En matière de transport nous disposons de deux 4×4, un monospace et un fourgon d’intervention pour le matériel lourd d’intervention. D’ici à fin de l’année, nous devrions être équipés d’un véhicule léger blindé (VLB). Ce blindé est en cours de réalisation, sachant que le tout premier est arrivé en 2009 au GIPN de Lyon et que les GIPN 13/33/67 en sont dotés depuis 2011. Il s’agit en fait d’un véhicule de transport de fond, dont la configuration intérieure et les équipements extérieurs sont repensés et adaptés en fonction des missions – cheval de Troyes ; PC opérationnel ; transport de détenus, ou de témoin particulièrement menacé ; pousse-barricade ; effraction de portail ; etc. – . Cette acquisition sera un avantage au niveau de notre sécurité lors de nos interventions en cas d’émeutes ou d’approche sous le feu.
Tout l’entretien du matériel est externalisé localement, car nous n’avons aucune capacité de maintenance en interne. En ce qui concerne le matériel spécialisé, tel que robot de surveillance, caméra perche ou encore lunettes de nuit, les services après-vente sont en métropole. Le temps de réparation et de livraison peut de ce fait s’avérer un peu long. Il s’agit de matériels coûteux que nous possédons pour la plupart en exemplaire unique, les délais de réparation sont en ce sens pénalisants. Les quelques années de retard en équipement sont aujourd’hui comblées et nous bénéficions des mêmes équipements qu’un GIPN en métropole. La caméra perche a remplacé le système de miroirs par exemple, tandis qu’ont été développés les armements à létalité réduite, avec en 2009 l’apparition du Lanceur de balle de défense (LBD 40 mn) équipé d’aide à la visée – ayant pour vocation de remplacer le Flash ball trop imprécis –, et la dotation du pistolet à impulsion électrique (Tazer). Nos moyens de transmission radios ne sont en revanche plus performants par rapport à ceux qui sont disponibles sur le marché. Ceci nous met parfois en difficulté lors d’opérations dans des zones peu ou pas couvertes par notre réseau. À partir de janvier 2013, nous allons être rattachés au réseau Quartz de la gendarmerie, ce qui va nous permettre de passer de l’analogique au numérique et d’avoir un système performant. Une salle de commandement départementale devrait voir le jour. Nos véhicules sont pré-équipés et l’installation des terminaux sera faite par un service technique de la gendarmerie : le nouveau réseau devrait être opérationnel en juin 2013.

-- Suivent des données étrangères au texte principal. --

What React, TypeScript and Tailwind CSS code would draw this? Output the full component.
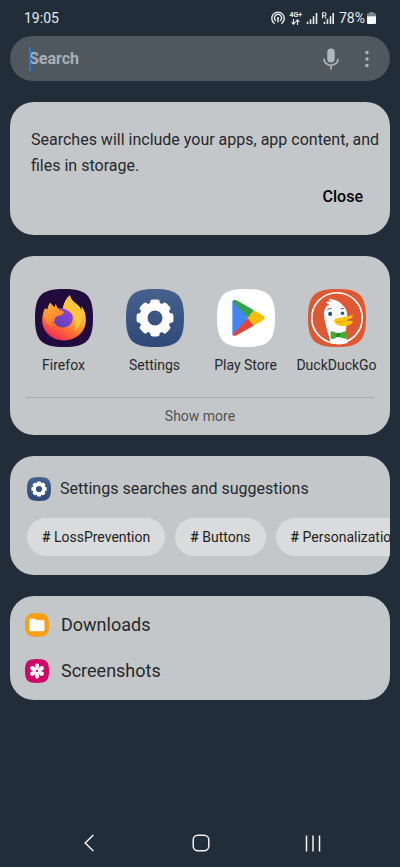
import type { ReactNode } from "react";

const apps = [
  { name: "Firefox", icon: <FirefoxIcon /> },
  { name: "Settings", icon: <SettingsIcon /> },
  { name: "Play Store", icon: <PlayStoreIcon /> },
  { name: "DuckDuckGo", icon: <DuckIcon /> },
];

const tags = ["LossPrevention", "Buttons", "Personalization"];

const folders = [
  { name: "Downloads", icon: <FolderIcon /> },
  { name: "Screenshots", icon: <GalleryIcon /> },
];

const cogAngles = [0, 45, 90, 135, 180, 225, 270, 315];
const petalAngles = [0, 60, 120, 180, 240, 300];

function Squircle({ fill, children }: { fill: string; children: ReactNode }) {
  return (
    <svg className="block h-full w-full" viewBox="0 0 170 170" aria-hidden="true">
      <path
        fill={fill}
        d="M0 85C0 19 19 0 85 0s85 19 85 85-19 85-85 85S0 151 0 85Z"
      />
      {children}
    </svg>
  );
}

function FirefoxIcon() {
  return (
    <Squircle fill="#210c3d">
      <defs>
        <linearGradient id="ffBody" x1="0.85" y1="0.1" x2="0.35" y2="1">
          <stop offset="0" stopColor="#ffdf4a" />
          <stop offset="0.4" stopColor="#ffb02e" />
          <stop offset="0.7" stopColor="#ff6f33" />
          <stop offset="1" stopColor="#f32a58" />
        </linearGradient>
        <linearGradient id="ffGlobe" x1="0.8" y1="0" x2="0.3" y2="1">
          <stop offset="0" stopColor="#9a45d8" />
          <stop offset="1" stopColor="#5a41bb" />
        </linearGradient>
        <linearGradient id="ffHead" x1="0.2" y1="0" x2="0.5" y2="1">
          <stop offset="0" stopColor="#ffb12e" />
          <stop offset="1" stopColor="#ff7434" />
        </linearGradient>
      </defs>
      <path
        fill="url(#ffBody)"
        d="M102 18C91 28 84 41 82 57L62 60 45 40C40 46 37 54 37 60L29 57C23 68 21 79 21 91c0 34 28 60 64 60s64-26 64-60c0-17-5-31-13-41 1 5 1 9 0 12C131 43 108 41 102 18Z"
      />
      <circle cx="82" cy="84" r="29" fill="url(#ffGlobe)" />
      <path
        fill="url(#ffHead)"
        d="M29 57l8 4c0-8 3-15 8-21 3 8 6 12 12 13l4-10c2 9 8 17 18 21 5 2 6 5 4 8-3 5-12 6-18 8-6 3-8 7-7 12-7 4-9 12-4 19-22-3-34-27-25-54Z"
      />
      <path
        fill="#ffc53a"
        d="M102 18c4 25 33 32 35 62 1 21-9 36-24 42 7-11 8-28 1-41-6-11-17-20-32-24 2-16 9-29 20-39Z"
      />
    </Squircle>
  );
}

function SettingsIcon() {
  return (
    <Squircle fill="url(#cogBg)">
      <defs>
        <linearGradient id="cogBg" x1="0" y1="0" x2="0" y2="1">
          <stop offset="0" stopColor="#46618c" />
          <stop offset="1" stopColor="#2f4a7a" />
        </linearGradient>
      </defs>
      <g fill="#fff">
        {cogAngles.map((a) => (
          <rect key={a} x="71" y="31" width="28" height="30" rx="7" transform={`rotate(${a} 85 85)`} />
        ))}
      </g>
      <circle cx="85" cy="85" r="34" fill="none" stroke="#fff" strokeWidth="24" />
    </Squircle>
  );
}

function PlayStoreIcon() {
  return (
    <Squircle fill="#fff">
      <path fill="#4285f4" d="M45 38v94c0 3 2 5 4 5l42-52-42-52c-2 0-4 2-4 5Z" />
      <path fill="#34a14f" d="M46 36c3-5 8-5 13-2l49 28-17 23Z" />
      <path fill="#ea4335" d="M46 133c3 5 8 5 13 2l49-28-17-22Z" />
      <path fill="#fbbc04" d="M108 62l26 15c7 4 7 11 0 15l-26 15-18-22Z" />
    </Squircle>
  );
}

function DuckIcon() {
  return (
    <Squircle fill="#de5833">
      <circle cx="85" cy="85" r="74" fill="none" stroke="#fff" strokeWidth="5" />
      <path
        fill="#fff"
        d="M66 157C59 128 50 104 47 80 45 62 52 50 63 45l-11-5c5-4 11-4 16-2l-8-9c18 0 33 7 41 18 12 9 15 24 14 40l-5 45 6 26c-17 6-34 6-50-1Z"
      />
      <path fill="#fdc60b" d="M77 90c7-8 28-4 50-13 6 0 5 6-1 9l-19 7c11 2 21-2 24 2 2 6-12 13-27 14-15 0-31-9-27-19Z" />
      <path fill="none" stroke="#e89a1c" strokeWidth="3" d="M84 95c9 3 20 2 30-3" />
      <path fill="#43ae2d" d="M67 124c8 0 14 4 20 7l24-8c3 7 3 16 2 23-9 0-18-4-24-6-7 3-14 7-20 7-3-7-4-16-2-23Z" />
      <rect x="83" y="128" width="12" height="13" rx="4" fill="#278a2b" />
      <circle cx="65" cy="73" r="6" fill="#2d4f8e" />
      <circle cx="101" cy="71" r="5" fill="#2d4f8e" />
      <path fill="none" stroke="#51659a" strokeWidth="3" d="M57 61q6-6 12-3M96 59q5-5 10-1" />
    </Squircle>
  );
}

function FolderIcon() {
  return (
    <Squircle fill="#f5a016">
      <path
        fill="#fff"
        d="M31 50q0-10 10-10h24q6 0 9 4l5 6h49q10 0 10 10v59q0 10-10 10H41q-10 0-10-10Z"
      />
      <path stroke="#f7c16a" strokeWidth="4" d="M80 50h54" />
    </Squircle>
  );
}

function GalleryIcon() {
  return (
    <Squircle fill="#cf0767">
      <g fill="#fff">
        {petalAngles.map((a) => (
          <path key={a} d="M80 74C66 56 66 31 85 31s19 25 5 43Z" transform={`rotate(${a} 85 85)`} />
        ))}
        <circle cx="85" cy="85" r="17" />
      </g>
      <circle cx="85" cy="85" r="8" fill="#cf0767" />
    </Squircle>
  );
}

function StatusBar() {
  return (
    <header className="flex h-9 items-center justify-between px-6 text-sm text-[#e6eaed]">
      <span>19:05</span>
      <div className="flex items-center gap-1">
        <svg className="h-[14px] w-[14px]" viewBox="0 0 14 14" fill="none" stroke="currentColor" strokeWidth="1.4" strokeLinecap="round">
          <path d="M3.2 12.2a6.2 6.2 0 1 1 7.6 0" />
          <path d="M4.6 9.6a3.6 3.6 0 1 1 4.8 0" />
          <circle cx="7" cy="7.2" r="1.1" fill="currentColor" stroke="none" />
          <path d="M7 8v3" />
        </svg>
        <div className="flex flex-col items-center">
          <span className="text-[7px] font-bold leading-[7px]">4G+</span>
          <svg className="h-[6px] w-[9px]" viewBox="0 0 9 6" fill="none" stroke="currentColor" strokeWidth="1.1">
            <path d="M2.5 0v5M.6 3.2l1.9 2 1.9-2M6.5 6V1M4.6 2.8l1.9-2 1.9 2" />
          </svg>
        </div>
        <svg className="h-3 w-3" viewBox="0 0 12 12" stroke="currentColor" strokeWidth="1.6">
          <path d="M1.5 12V9.8M4.5 12V7.2M7.5 12V4.2M10.5 12V1" />
        </svg>
        <svg className="h-3 w-3" viewBox="0 0 12 12" stroke="currentColor" strokeWidth="1.6" fill="none">
          <path d="M2.5 12V9.8M5.5 12V7.2M8.5 12V4.2M11.2 12V1" />
          <path strokeWidth="1.1" d="M.6 6.500V.7h2a1.500 1.500 0 0 1 0 3H.6M2.500 3.700 4.200 6.500" />
        </svg>
        <span className="ml-px">78%</span>
        <svg className="-ml-0.5 h-3 w-[9px]" viewBox="0 0 9 12">
          <path fill="#7b848b" d="M2.500 0h4v1.300H8q1 0 1 1V5H0V2.300q0-1 1-1h1.500Z" />
          <path fill="#f4f6f7" d="M0 4.300h9V11q0 1-1 1H1q-1 0-1-1Z" />
        </svg>
      </div>
    </header>
  );
}

function SearchBar() {
  return (
    <div className="relative flex h-[45px] items-center rounded-full bg-[#4f585f] pl-[19px] pr-[13px]">
      <input
        type="text"
        aria-label="Search"
        placeholder="Search"
        className="min-w-0 flex-1 bg-transparent text-base font-bold text-white outline-none placeholder:text-[#a8afb6]"
      />
      {/* text cursor */}
      <span className="absolute left-[19px] top-[11px] h-6 w-0.5 bg-[#1f7be0]"></span>
      <button type="button" aria-label="Voice search" className="mr-[14px] flex h-8 w-6 items-center justify-center text-[#b1b6ba]">
        <svg className="h-[22px] w-4" viewBox="0 0 16 22">
          <rect x="4.300" y="0.500" width="7.400" height="14" rx="3.700" fill="currentColor" />
          <path d="M.9 10.800a7.100 6.500 0 0 0 14.200 0M8 17.300v4.200" fill="none" stroke="currentColor" strokeWidth="1.700" />
        </svg>
      </button>
      <button type="button" aria-label="More options" className="flex h-8 w-5 items-center justify-center text-[#b1b6ba]">
        <svg className="h-[18px] w-1" viewBox="0 0 4 18" fill="currentColor">
          <circle cx="2" cy="2.500" r="1.700" />
          <circle cx="2" cy="9" r="1.700" />
          <circle cx="2" cy="15.500" r="1.700" />
        </svg>
      </button>
    </div>
  );
}

function Card({ className, children }: { className: string; children: ReactNode }) {
  return (
    <section className={`overflow-hidden rounded-3xl bg-[#c4c7c9] text-[#26292b] ${className}`}>
      {children}
    </section>
  );
}

export default function App() {
  return (
    <div className="flex min-h-screen flex-col bg-[#212e39] font-['Roboto',sans-serif]">
      <StatusBar />

      <main className="flex flex-col gap-[21px] px-[10px]">
        <SearchBar />

        <Card className="pb-[25px] pl-[21px] pr-1 pt-[25px]">
          <p className="text-base leading-[26px]">
            Searches will include your apps, app content, and files in storage.
          </p>
          <div className="flex justify-end pr-3 pt-[5px]">
            <button type="button" className="px-[11px] text-base font-medium leading-[26px] text-black">
              Close
            </button>
          </div>
        </Card>

        <Card className="pt-[33px]">
          <div className="grid grid-cols-4 px-2">
            {apps.map((app) => (
              <button key={app.name} type="button" className="flex flex-col items-center gap-2">
                <span className="h-[58px] w-[58px]">{app.icon}</span>
                <span className="whitespace-nowrap text-sm leading-5">{app.name}</span>
              </button>
            ))}
          </div>
          <div className="mx-4 mt-[22px] border-t border-[#a9adb0]">
            <button type="button" className="block w-full text-sm leading-[37px] text-[#505355]">
              Show more
            </button>
          </div>
        </Card>

        <Card className="pb-[19px] pt-[21px]">
          <div className="flex items-center gap-[9px] pl-[17px]">
            <span className="h-6 w-6">
              <SettingsIcon />
            </span>
            <h2 className="text-base leading-6">Settings searches and suggestions</h2>
          </div>
          <div className="mt-[17px] flex gap-[10px] overflow-x-auto pl-[17px] [scrollbar-width:none]">
            {tags.map((tag) => (
              <button
                key={tag}
                type="button"
                className="h-[38px] shrink-0 rounded-full bg-[#dadbdd] px-[15px] text-sm text-[#1d1f20]"
              >
                <span className="font-medium">#</span> {tag}
              </button>
            ))}
          </div>
        </Card>

        <Card className="py-[6px]">
          {folders.map((folder) => (
            <button key={folder.name} type="button" className="flex h-[46px] w-full items-center gap-3 pl-[15px] text-left text-lg">
              <span className="h-6 w-6">{folder.icon}</span>
              {folder.name}
            </button>
          ))}
        </Card>
      </main>

      <nav className="mt-auto flex h-12 justify-center pl-0.5 text-[#f0f3f5]">
        <button type="button" aria-label="Back" className="flex w-28 items-center justify-center">
          <svg className="h-[18px] w-[10px]" viewBox="0 0 10 18" fill="none" stroke="currentColor" strokeWidth="1.500">
            <path d="M9.300 1 1.200 9l8.100 8" />
          </svg>
        </button>
        <button type="button" aria-label="Home" className="flex w-28 items-center justify-center">
          <svg className="h-[18px] w-[18px]" viewBox="0 0 18 18" fill="none" stroke="currentColor" strokeWidth="1.500">
            <rect x="1.200" y="1.200" width="15.600" height="15.600" rx="4.800" />
          </svg>
        </button>
        <button type="button" aria-label="Recent apps" className="flex w-28 items-center justify-center">
          <svg className="h-[17px] w-4" viewBox="0 0 16 17" stroke="currentColor" strokeWidth="1.500">
            <path d="M1.500.5v16M8 .5v16M14.500.5v16" />
          </svg>
        </button>
      </nav>
    </div>
  );
}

« À partir de janvier 2013, nous allons être rattachés au réseau Quartz de la gendarmerie, ce qui va nous permettre de passer de l’analogique au numérique et d’avoir un système performant. Une salle de commandement départementale devrait voir le jour. »
La Réunion diffère-telle de la métropole en ce qui concerne vos activités ou les difficultés que vous êtes amenés à rencontrer ?
En termes d’activités, certaines missions particulières nous sont confiées : il s’agit de missions demandant des compétences, capacités ou matériels spécifiques. Aujourd‘hui, nous sommes ainsi employés pour faire de la lutte anti-incendiaire, la Réunion étant fortement exposée à ce risque. Demain, il pourra s’agir de la fouille d’une ravine à l’accès difficile. Il nous faut être réactifs, car nous sommes mis à contribution au gré de l’actualité. Autre particularité réunionnaise, un négociateur se doit de parler créole. Parmi les cinq négociateurs régionaux, trois sont originaires de l’île. Cette spécialité se professionnalise, en ce sens qu’autrefois le chef de groupe était à la fois chef opérationnel et négociateur. Depuis 2008, chaque GIPN compte un groupe de négociateurs, ces derniers étant en fait des opérationnels prenant la casquette de négociateurs le temps d’une gestion de crise.